Mining: a hazardous work
Mineworkers face a constantly changing combination of workplace circumstances. Some work in an atmosphere without natural light or ventilation, creating voids in the earth by removing material and trying to ensure that there will be no immediate reaction from the surrounding strata. Despite the efforts in many countries, the toll of death, injury and disease among the world’s mineworkers means that, in most countries, mining remains the most hazardous occupation when the number of people exposed to risk is taken into account. Although only accounting for one percent of the global workforce, it is responsible for about eight percent of fatal accidents at work. No reliable data exist on injuries, but they are significant, as is the number of workers affected by such disabling occupational diseases as pneumoconiosis, hearing loss and the effects of vibration.

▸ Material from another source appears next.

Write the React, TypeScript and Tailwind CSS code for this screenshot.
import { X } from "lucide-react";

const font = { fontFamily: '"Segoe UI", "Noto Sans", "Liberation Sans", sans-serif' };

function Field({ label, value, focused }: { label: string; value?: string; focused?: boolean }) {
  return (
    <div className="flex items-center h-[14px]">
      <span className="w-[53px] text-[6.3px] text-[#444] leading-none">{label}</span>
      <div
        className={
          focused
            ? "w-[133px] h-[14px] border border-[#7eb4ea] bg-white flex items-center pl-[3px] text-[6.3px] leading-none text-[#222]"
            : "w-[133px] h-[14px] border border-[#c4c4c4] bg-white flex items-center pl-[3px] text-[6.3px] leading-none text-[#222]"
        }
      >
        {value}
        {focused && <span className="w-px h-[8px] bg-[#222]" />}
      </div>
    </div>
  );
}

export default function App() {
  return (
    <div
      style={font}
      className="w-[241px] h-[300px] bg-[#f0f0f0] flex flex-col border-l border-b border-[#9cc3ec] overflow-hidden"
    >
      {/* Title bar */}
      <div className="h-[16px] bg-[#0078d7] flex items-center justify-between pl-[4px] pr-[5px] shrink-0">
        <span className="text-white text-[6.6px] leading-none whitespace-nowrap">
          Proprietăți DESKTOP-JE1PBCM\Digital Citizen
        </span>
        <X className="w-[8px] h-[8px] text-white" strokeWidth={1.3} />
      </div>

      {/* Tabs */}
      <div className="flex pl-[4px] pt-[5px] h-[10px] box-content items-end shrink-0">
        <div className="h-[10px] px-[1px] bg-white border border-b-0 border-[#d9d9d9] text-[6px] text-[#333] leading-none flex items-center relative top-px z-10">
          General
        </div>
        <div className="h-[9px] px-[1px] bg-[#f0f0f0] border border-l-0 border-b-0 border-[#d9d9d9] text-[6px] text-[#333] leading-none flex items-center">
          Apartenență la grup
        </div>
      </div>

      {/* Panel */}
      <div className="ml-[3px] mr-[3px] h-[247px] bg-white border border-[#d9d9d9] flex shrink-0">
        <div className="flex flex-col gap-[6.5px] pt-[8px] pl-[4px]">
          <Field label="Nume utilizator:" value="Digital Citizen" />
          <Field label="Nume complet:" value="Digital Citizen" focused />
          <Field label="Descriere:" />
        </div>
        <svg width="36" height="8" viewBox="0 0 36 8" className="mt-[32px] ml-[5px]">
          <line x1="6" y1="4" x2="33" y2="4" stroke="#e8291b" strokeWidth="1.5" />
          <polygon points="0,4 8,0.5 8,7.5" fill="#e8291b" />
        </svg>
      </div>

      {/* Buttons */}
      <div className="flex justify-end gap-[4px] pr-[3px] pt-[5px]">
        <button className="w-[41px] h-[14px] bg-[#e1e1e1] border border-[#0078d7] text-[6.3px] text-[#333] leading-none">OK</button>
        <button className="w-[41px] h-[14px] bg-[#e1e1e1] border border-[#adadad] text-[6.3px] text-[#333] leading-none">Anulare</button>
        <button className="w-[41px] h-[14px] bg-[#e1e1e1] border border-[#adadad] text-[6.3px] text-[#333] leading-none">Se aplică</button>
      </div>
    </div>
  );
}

In some countries, many more people are employed in small-scale, often informal, mining than in the formal mining sector. Many of these jobs are precarious and are far from conforming with international and national labour standards. Accident rates in small-scale mines are routinely six or seven times higher than in larger operations, even in industrialised countries. A special problem is the employment of children.

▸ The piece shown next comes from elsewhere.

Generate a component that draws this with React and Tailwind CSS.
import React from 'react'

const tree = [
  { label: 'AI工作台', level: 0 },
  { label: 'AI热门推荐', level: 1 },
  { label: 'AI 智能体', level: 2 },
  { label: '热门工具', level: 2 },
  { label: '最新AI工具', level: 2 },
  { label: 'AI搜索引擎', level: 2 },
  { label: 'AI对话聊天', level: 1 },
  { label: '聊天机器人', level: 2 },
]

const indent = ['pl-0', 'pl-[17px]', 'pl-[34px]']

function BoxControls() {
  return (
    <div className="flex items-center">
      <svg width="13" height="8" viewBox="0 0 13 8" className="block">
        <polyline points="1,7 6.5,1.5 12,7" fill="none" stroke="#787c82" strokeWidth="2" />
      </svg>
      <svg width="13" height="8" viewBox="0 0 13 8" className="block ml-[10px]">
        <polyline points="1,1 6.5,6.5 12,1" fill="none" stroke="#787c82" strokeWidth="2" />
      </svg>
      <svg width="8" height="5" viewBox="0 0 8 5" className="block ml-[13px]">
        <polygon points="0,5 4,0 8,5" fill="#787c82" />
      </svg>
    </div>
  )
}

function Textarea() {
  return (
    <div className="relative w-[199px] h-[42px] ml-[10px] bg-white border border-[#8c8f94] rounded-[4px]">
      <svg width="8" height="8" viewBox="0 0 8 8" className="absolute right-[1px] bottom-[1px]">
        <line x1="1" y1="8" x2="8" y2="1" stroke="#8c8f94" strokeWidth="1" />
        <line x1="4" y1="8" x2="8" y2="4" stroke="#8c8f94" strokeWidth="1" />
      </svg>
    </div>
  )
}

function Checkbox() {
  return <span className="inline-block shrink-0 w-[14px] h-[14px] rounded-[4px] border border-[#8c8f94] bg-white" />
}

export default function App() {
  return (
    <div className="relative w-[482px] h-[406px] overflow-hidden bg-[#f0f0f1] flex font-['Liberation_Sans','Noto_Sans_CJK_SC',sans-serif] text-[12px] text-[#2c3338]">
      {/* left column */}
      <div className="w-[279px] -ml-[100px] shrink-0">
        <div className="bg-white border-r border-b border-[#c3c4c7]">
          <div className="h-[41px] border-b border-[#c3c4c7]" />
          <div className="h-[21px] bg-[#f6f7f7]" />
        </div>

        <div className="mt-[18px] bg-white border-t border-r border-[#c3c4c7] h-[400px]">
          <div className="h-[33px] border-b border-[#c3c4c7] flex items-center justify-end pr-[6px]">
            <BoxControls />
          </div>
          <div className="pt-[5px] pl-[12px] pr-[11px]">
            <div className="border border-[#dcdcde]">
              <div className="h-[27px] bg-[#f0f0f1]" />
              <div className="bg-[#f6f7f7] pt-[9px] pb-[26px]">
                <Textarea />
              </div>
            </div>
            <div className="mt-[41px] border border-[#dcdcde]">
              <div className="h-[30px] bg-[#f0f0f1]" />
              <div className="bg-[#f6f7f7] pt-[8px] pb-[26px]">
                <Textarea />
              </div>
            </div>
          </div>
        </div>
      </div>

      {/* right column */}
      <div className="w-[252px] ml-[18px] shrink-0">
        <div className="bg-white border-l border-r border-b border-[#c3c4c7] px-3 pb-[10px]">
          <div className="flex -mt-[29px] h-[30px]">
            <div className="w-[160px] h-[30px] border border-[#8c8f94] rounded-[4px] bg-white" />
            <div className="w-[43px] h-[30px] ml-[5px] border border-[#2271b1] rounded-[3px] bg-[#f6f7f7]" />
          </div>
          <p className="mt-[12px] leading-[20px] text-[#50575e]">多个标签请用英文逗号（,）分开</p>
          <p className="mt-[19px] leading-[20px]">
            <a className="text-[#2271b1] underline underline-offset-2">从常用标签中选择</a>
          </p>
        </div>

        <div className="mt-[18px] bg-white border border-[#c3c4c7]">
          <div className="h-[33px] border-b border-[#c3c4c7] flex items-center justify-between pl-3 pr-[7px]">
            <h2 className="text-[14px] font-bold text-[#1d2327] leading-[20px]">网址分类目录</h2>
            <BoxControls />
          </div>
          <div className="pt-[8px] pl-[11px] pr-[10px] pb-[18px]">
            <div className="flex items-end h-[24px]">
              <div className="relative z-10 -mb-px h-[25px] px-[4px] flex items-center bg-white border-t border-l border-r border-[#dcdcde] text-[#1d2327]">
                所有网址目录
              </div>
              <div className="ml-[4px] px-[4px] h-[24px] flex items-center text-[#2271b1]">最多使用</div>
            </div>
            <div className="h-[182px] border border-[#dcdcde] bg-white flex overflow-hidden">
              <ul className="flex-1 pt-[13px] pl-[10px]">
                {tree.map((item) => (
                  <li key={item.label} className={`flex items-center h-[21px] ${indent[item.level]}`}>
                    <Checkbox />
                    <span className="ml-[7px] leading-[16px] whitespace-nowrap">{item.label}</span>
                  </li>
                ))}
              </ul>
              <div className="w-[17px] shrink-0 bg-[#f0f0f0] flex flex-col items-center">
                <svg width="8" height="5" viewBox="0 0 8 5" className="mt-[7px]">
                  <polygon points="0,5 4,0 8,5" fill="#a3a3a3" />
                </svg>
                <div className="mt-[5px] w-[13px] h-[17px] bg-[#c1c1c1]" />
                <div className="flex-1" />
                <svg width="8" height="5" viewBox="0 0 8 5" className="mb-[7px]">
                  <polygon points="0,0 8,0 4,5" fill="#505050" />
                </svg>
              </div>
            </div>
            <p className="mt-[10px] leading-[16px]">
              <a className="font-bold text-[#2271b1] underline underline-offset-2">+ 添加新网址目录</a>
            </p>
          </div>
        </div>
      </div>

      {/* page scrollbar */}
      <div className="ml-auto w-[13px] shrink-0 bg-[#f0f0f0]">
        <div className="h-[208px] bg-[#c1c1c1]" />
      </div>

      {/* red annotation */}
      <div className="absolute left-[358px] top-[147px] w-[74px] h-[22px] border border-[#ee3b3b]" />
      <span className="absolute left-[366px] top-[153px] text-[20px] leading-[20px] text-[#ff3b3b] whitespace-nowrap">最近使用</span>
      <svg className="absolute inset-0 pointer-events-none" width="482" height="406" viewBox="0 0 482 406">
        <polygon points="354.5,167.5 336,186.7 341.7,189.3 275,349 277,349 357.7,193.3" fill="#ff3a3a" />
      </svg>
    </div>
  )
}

Because of the hazardous nature of mining, the ILO has always been deeply concerned with improving the work and life of those in the mining sector, from the adoption of the Hours of Work (Coal Mines) Convention (No. 31) in 1931 to the Safety and Health in Mines Convention (No.176), which was adopted in 1995. Codes of Practice have also been developed and adopted that provide guidance on how to conduct safe mining operations in both underground and surface mines. The ILO’s International Classification of Radiographs of Pneumoconioses and Guidelines (OSH 22) is an internationally recognized tool for recording systematically radiographic abnormalities in the chest provoked by the inhalation of dusts.